■ Prompt: Identify each line in the records below that contains the word "would", and copy it.

■ Information shown:

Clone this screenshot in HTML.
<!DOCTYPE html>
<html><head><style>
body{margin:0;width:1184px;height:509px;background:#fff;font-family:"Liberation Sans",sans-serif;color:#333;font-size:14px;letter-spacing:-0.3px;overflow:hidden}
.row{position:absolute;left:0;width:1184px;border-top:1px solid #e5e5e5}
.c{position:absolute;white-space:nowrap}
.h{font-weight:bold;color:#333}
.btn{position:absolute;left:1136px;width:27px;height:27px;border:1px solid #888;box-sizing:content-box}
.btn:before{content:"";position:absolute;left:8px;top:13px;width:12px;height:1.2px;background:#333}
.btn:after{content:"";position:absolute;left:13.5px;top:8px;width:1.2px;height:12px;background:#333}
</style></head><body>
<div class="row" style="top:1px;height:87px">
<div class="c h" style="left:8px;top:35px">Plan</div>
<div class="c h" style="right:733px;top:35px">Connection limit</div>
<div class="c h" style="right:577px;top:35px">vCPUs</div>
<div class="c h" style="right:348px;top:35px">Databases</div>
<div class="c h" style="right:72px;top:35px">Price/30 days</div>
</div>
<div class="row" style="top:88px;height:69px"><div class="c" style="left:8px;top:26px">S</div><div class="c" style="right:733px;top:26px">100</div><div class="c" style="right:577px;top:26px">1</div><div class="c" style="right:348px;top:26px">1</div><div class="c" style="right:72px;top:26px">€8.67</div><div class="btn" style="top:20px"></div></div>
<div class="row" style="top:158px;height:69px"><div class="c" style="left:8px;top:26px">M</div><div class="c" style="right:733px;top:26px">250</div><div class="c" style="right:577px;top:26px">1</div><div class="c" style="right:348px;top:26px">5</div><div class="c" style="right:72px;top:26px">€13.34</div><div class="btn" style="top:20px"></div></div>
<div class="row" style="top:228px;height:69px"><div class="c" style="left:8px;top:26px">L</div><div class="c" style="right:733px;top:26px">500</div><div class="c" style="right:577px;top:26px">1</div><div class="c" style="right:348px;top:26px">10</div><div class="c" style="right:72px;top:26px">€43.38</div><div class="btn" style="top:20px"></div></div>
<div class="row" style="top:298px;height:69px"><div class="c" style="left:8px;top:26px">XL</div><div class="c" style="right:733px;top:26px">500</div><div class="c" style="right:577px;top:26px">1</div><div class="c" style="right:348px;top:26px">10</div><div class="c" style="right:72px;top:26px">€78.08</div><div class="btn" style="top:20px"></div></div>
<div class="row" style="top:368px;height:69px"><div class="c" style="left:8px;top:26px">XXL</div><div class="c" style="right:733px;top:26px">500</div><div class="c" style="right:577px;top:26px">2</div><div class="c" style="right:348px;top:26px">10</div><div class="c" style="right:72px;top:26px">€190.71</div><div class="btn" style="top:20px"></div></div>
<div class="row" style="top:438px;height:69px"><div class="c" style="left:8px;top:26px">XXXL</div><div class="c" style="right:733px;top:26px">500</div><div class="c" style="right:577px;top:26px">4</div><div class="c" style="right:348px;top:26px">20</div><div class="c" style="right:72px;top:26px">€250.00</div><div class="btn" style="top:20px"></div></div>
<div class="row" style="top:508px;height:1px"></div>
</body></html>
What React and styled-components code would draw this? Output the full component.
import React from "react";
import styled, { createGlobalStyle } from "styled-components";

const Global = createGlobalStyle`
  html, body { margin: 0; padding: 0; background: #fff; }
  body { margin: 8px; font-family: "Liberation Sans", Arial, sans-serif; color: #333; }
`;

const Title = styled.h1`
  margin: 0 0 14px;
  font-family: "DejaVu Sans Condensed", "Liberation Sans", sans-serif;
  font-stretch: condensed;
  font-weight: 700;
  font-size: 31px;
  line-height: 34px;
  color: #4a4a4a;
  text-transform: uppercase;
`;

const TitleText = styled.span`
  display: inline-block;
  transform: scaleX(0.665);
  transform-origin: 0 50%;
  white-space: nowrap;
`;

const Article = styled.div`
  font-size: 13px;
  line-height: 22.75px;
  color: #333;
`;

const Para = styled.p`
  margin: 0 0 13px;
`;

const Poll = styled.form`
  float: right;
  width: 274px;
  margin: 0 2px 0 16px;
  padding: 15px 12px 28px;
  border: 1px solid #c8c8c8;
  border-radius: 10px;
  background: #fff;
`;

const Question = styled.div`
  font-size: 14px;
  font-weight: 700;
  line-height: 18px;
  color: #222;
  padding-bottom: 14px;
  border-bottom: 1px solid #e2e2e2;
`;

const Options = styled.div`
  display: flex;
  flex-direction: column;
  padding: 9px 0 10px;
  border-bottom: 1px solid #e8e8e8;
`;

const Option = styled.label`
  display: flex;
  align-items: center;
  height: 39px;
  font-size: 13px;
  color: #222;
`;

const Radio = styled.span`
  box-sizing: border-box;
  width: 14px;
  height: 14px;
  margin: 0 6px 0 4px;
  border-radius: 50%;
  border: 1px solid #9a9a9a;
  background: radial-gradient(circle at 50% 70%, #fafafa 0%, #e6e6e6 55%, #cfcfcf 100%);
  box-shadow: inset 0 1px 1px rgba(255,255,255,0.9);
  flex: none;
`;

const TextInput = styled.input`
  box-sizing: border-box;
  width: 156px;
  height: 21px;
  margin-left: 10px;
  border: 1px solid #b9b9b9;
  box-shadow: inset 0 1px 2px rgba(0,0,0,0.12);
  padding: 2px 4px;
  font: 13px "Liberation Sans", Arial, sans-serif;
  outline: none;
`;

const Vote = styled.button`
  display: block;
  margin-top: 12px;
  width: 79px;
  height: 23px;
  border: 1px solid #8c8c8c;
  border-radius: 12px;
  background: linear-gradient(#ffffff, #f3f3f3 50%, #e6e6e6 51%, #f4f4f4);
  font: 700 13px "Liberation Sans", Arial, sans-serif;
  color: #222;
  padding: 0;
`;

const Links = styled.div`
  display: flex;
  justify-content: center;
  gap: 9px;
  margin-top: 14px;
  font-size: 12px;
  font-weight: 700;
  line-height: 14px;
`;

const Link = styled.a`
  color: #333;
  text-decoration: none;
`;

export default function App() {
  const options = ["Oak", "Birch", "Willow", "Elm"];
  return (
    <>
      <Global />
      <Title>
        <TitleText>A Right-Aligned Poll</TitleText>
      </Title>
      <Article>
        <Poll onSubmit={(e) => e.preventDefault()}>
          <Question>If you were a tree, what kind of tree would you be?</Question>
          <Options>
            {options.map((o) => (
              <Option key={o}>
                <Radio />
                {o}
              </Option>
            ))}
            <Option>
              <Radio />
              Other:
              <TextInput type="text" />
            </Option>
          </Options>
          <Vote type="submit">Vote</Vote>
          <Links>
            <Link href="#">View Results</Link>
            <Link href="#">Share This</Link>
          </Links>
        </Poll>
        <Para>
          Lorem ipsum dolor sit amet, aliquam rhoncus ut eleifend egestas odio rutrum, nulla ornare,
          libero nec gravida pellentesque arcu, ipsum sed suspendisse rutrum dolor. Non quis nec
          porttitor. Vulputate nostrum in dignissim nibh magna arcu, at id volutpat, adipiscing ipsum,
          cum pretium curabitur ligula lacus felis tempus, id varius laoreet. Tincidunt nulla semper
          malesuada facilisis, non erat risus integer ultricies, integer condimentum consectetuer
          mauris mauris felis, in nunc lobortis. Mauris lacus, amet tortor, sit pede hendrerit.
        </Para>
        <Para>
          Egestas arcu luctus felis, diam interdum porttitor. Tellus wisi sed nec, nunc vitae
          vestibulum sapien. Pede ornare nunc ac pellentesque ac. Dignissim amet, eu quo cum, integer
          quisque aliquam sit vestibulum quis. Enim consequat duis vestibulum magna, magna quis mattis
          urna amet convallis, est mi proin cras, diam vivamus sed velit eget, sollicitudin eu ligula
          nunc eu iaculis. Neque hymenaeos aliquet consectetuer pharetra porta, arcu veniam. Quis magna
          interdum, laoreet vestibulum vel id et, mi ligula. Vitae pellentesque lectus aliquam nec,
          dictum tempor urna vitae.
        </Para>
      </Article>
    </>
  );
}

■ Exercise response:
What React and styled-components code would draw this? Output the full component.
          <Question>If you were a tree, what kind of tree would you be?</Question>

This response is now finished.